Understanding the costs also led teams to identify opportunities to operate more efficiently by redirecting resources. For example, one team found that attempting to connect patients with housing was extremely time-intensive and had a very low success rate, compared with connecting patients with assistance in paying utility bills, which was straightforward and had an immediate impact on health. Moreover, many patients screened positive for this specific need.
Teams also considered how to redistribute activities across team members, including social workers, community health workers, navigators, and nurses. One team calculated the financial impact of efficiencies gained by having CHWs and navigators focus on patients’ essential resource needs while nurse care managers focus on clinical issues. This analysis supported a request to leaders to hire additional CHWs.
Analyzing the costs of different services enabled teams to make evidence-based cases. Not only could they discuss ways to deploy resources to have the greatest impact, but they also could forecast what it would take to spread their social interventions based on such factors as population size, health needs, and staff required.
Despite these benefits, many teams struggled to access cost data, especially when it came to allocation of fixed costs or overhead. Having more support from finance staff could help teams maximize their investments in social health interventions.
Discussion
Many of the teams involved in the Collaborative to Advance Social Health Integration were early adopters of social health interventions, and decisions about whether to spread their social health interventions were not entirely dependent on demonstrating a clear ROI. However, identifying pathways and opportunities to sustainably integrate social health with their work and invest resources for the greatest impact was of deep interest to participants.

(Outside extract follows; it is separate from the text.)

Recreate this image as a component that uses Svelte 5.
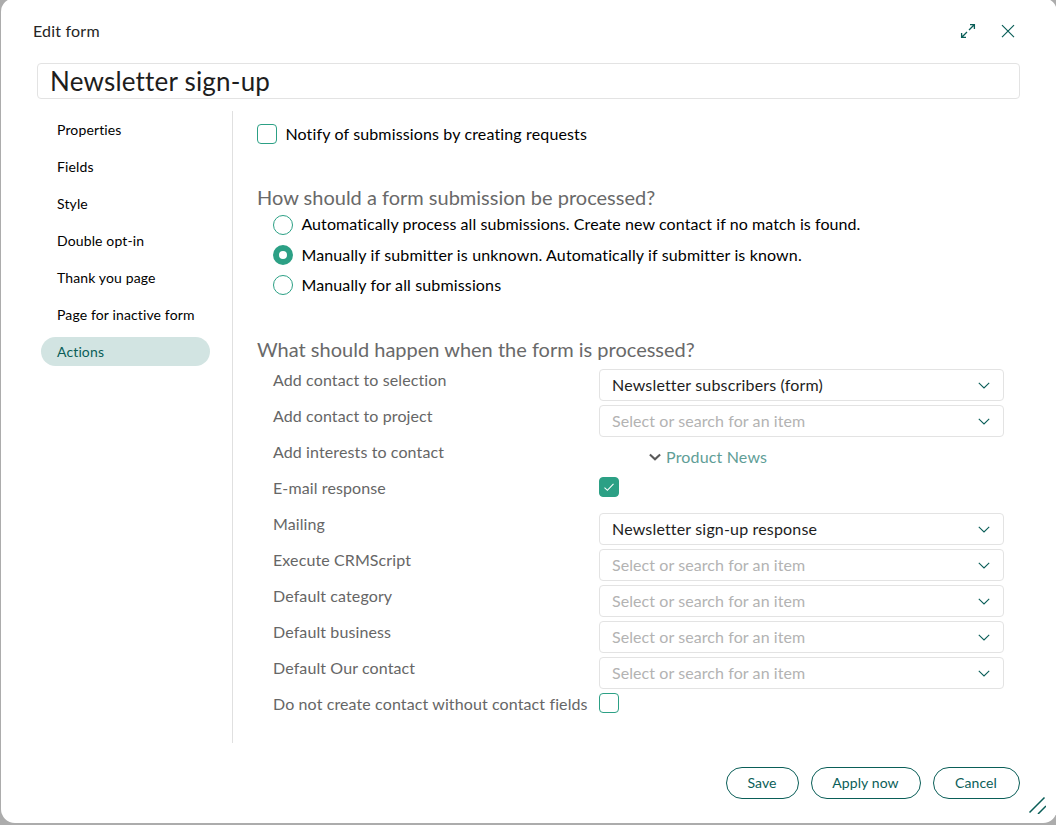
<script>
  const tabs = ['Properties', 'Fields', 'Style', 'Double opt-in', 'Thank you page', 'Page for inactive form', 'Actions'];
  const modes = [
    'Automatically process all submissions. Create new contact if no match is found.',
    'Manually if submitter is unknown. Automatically if submitter is known.',
    'Manually for all submissions'
  ];
  const rows = [
    { label: 'Add contact to selection', type: 'select', value: 'Newsletter subscribers (form)' },
    { label: 'Add contact to project', type: 'select' },
    { label: 'Add interests to contact', type: 'tree', value: 'Product News' },
    { label: 'E-mail response', type: 'check', checked: true },
    { label: 'Mailing', type: 'select', value: 'Newsletter sign-up response' },
    { label: 'Execute CRMScript', type: 'select' },
    { label: 'Default category', type: 'select' },
    { label: 'Default business', type: 'select' },
    { label: 'Default Our contact', type: 'select' },
    { label: 'Do not create contact without contact fields', type: 'check', checked: false }
  ];
  let tab = $state('Actions');
  let mode = $state(1);
</script>

{#snippet box(on)}
  <span class="box" class:on>
    {#if on}
      <svg width="18" height="18" viewBox="0 0 18 18"><path d="M4.5 9.6 L7.4 12.3 L13.5 5.8" fill="none" stroke="#fff" stroke-width="1.1" /></svg>
    {/if}
  </span>
{/snippet}

<div class="dialog">
  <header>
    <span class="caption">Edit form</span>
    <svg class="expand" width="16" height="16" viewBox="0 0 16 16" fill="none" stroke="#0a5e58" stroke-width="1.3">
      <path d="M9 7 L14 2 M10 1.6 H14.4 V6 M7 9 L2 14 M1.6 10 V14.4 H6" />
    </svg>
    <svg width="16" height="16" viewBox="0 0 16 16" fill="none" stroke="#0a5e58" stroke-width="1.2">
      <path d="M2 2.2 L14 14.2 M14 2.2 L2 14.2" />
    </svg>
  </header>

  <div class="title">Newsletter sign-up</div>

  <div class="body">
    <nav>
      {#each tabs as t}
        <button class="tab" class:active={t === tab} onclick={() => (tab = t)}>{t}</button>
      {/each}
    </nav>
    <main>
      <div class="notify">{@render box(false)}<span class="text">Notify of submissions by creating requests</span></div>

      <h2>How should a form submission be processed?</h2>
      <div class="modes">
        {#each modes as m, i}
          <button class="mode" onclick={() => (mode = i)}><span class="radio" class:on={i === mode}></span><span class="text" class:first={i === 0}>{m}</span></button>
        {/each}
      </div>

      <h2 class="second">What should happen when the form is processed?</h2>
      <div class="rows">
        {#each rows as r}
          <div class="row">
            <span class="label">{r.label}</span>
            {#if r.type === 'select'}
              <div class="select">
                <span class="value" class:empty={!r.value}>{r.value ?? 'Select or search for an item'}</span>
                <svg width="12" height="8" viewBox="0 0 12 8"><path d="M0.8 1.9 L6 6.9 L11.2 1.9" fill="none" stroke="#0a5e58" stroke-width="1.1" /></svg>
              </div>
            {:else if r.type === 'tree'}
              <div class="tree">
                <svg width="12" height="8" viewBox="0 0 12 8"><path d="M0.9 1.5 L6 6.3 L11.1 1.5" fill="none" stroke="#5a5a5a" stroke-width="2.1" /></svg>
                <span class="value">{r.value}</span>
              </div>
            {:else}
              {@render box(r.checked)}
            {/if}
          </div>
        {/each}
      </div>
    </main>
  </div>

  <footer>
    <button class="save">Save</button>
    <button class="apply">Apply now</button>
    <button class="cancel">Cancel</button>
  </footer>
  <svg class="grip" width="18" height="18" viewBox="0 0 18 18"><path d="M1.5 16.5 L16.5 1.5 M10 18 L18 10" fill="none" stroke="#0a5e58" stroke-width="1.5" /></svg>
</div>

<style>
  :global(body) {
    background: #acacac;
    overflow: hidden;
  }
  :global(#app) {
    height: 825px;
    overflow: hidden;
  }
  .dialog {
    position: relative;
    box-sizing: border-box;
    width: 1056px;
    height: 825px;
    margin: -2px 0 0 1px;
    padding-top: 2px;
    border-radius: 14px;
    background: #fff;
    font-family: Lato, 'Liberation Sans', sans-serif;
    font-size: 16px;
    font-variant-ligatures: none;
    color: #000;
  }
  button {
    font: inherit;
    font-variant-ligatures: none;
    background: none;
    border: 0;
    padding: 0;
    margin: 0;
    color: inherit;
    text-align: left;
  }
  svg { display: block; flex: none; }
  header {
    display: flex;
    align-items: center;
    height: 61px;
    margin-bottom: 2px;
    padding: 0 41px 0 32px;
    gap: 24px;
  }
  .caption { flex: 1; color: #252525; letter-spacing: 0.2px; }
  .title {
    box-sizing: border-box;
    width: 983px;
    height: 36px;
    margin-left: 36px;
    border: 1px solid #e3e3e3;
    border-radius: 4px;
    padding-left: 12px;
    font-size: 26px;
    line-height: 35px;
    letter-spacing: 0.2px;
    color: #1d1d1d;
  }
  .body { display: flex; height: 644px; }
  nav {
    box-sizing: border-box;
    width: 232px;
    height: 632px;
    margin-top: 12px;
    padding: 4px 0 0 40px;
    border-right: 1px solid #e0e0e0;
    display: flex;
    flex-direction: column;
    gap: 8px;
  }
  .tab {
    width: 169px;
    height: 29px;
    padding-left: 16px;
    border-radius: 15px;
    font-size: 14px;
    line-height: 29px;
    letter-spacing: 0.13px;
  }
  .tab.active { background: #d2e4e2; color: #0a5e58; }
  main { padding: 25px 0 0 24px; }
  .notify { display: flex; align-items: center; gap: 8.4px; height: 20px; }
  .text { padding-bottom: 2px; letter-spacing: 0.14px; }
  .text.first { padding-bottom: 3px; letter-spacing: 0.08px; }
  .box {
    box-sizing: border-box;
    flex: none;
    width: 20px;
    height: 20px;
    border: 1px solid #2ca085;
    border-radius: 4px;
  }
  .box.on { background: #2ca085; }
  h2 {
    margin: 41px 0 0;
    height: 25px;
    line-height: 24px;
    font-size: 20px;
    font-weight: 400;
    color: #696969;
  }
  .modes {
    display: flex;
    flex-direction: column;
    gap: 10px;
    margin: 5px 0 0 16px;
  }
  .mode { display: flex; align-items: center; gap: 8.4px; height: 20px; }
  .radio {
    box-sizing: border-box;
    flex: none;
    width: 20px;
    height: 20px;
    border: 1px solid #2ca085;
    border-radius: 50%;
  }
  .radio.on { border-width: 6px; }
  h2.second { margin-top: 42px; }
  .rows { margin: 7px 0 0 16px; }
  .row { display: flex; height: 36px; }
  .label { width: 326px; line-height: 21px; color: #666; white-space: nowrap; letter-spacing: 0.11px; }
  .select {
    box-sizing: border-box;
    display: flex;
    align-items: center;
    justify-content: space-between;
    width: 405px;
    height: 32px;
    padding: 0 13px 0 12px;
    border: 1px solid #e3e3e3;
    border-radius: 4px;
    color: #1d1d1d;
  }
  .value { padding-bottom: 2px; letter-spacing: 0.17px; }
  .value.empty { color: #b3b3b3; letter-spacing: 0.08px; }
  .tree { display: flex; align-items: center; gap: 5px; height: 32px; margin-left: 50px; color: #5f9e97; }
  footer {
    display: flex;
    justify-content: flex-end;
    gap: 12px;
    margin-top: 24px;
    padding-right: 37px;
  }
  footer button {
    box-sizing: border-box;
    height: 32px;
    padding: 0 1px 2px 0;
    border: 1px solid #0a5e58;
    border-radius: 16px;
    font-size: 14px;
    letter-spacing: 0.1px;
    text-align: center;
    color: #0a5e58;
  }
  .save { width: 73px; }
  .apply { width: 110px; }
  .cancel { width: 87px; }
  .grip { position: absolute; right: 11px; bottom: 9px; }
</style>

Through this work, it became clear that securing adequate reimbursement for navigation services to help patients access essential resources is critical. Social health workforces, including CHWs and navigators, are rarely able to bill for their services. This puts them in the position of being cost centers to their institutions instead of revenue generators, even though their work has value to their institutions, patients, and care teams.
To drive community health and equity, we believe the sector will need to move beyond a business case that quantifies the value of health care institutions’ efforts to address essential resource needs to one that quantifies the value of collaboration among health care organizations and their community partners. Applying our framework could shed light on the costs of services provided by each partner and the value they create. This, in turn, could inform the reallocation of resources to drive value at the community level. As one CASHI team found, effective use of closed-loop referral software across multiple community-based service providers yields insights into the amount and type of unmet essential resource needs within a community and the capacity available to address these needs.
Combining these data with rigorous cost and impact data among community partners has the potential to support more effective resource planning at the community level. However, this will require inclusion of community members in business case analyses to identify what it will cost to meet those needs and where targeted funding is most likely to support equitable health outcomes.
Finally, payment models that promote health care innovation and offer well-aligned incentives to drive health equity are needed.7 None of the CASHI teams were operating under payment contracts with explicit incentives to reduce racial and ethnic health inequities, despite the fact that estimates have placed the value of eliminating them at more than $200 billion.8 As such, efforts to understand the impacts of social health interventions across subpopulations, including patients of different race and ethnicity, were rare. More work needs to be done at the provider level to fine-tune data collection and analysis to identify inequities and understand how health care and other sectors can help eliminate them, including what the most suitable financing models are.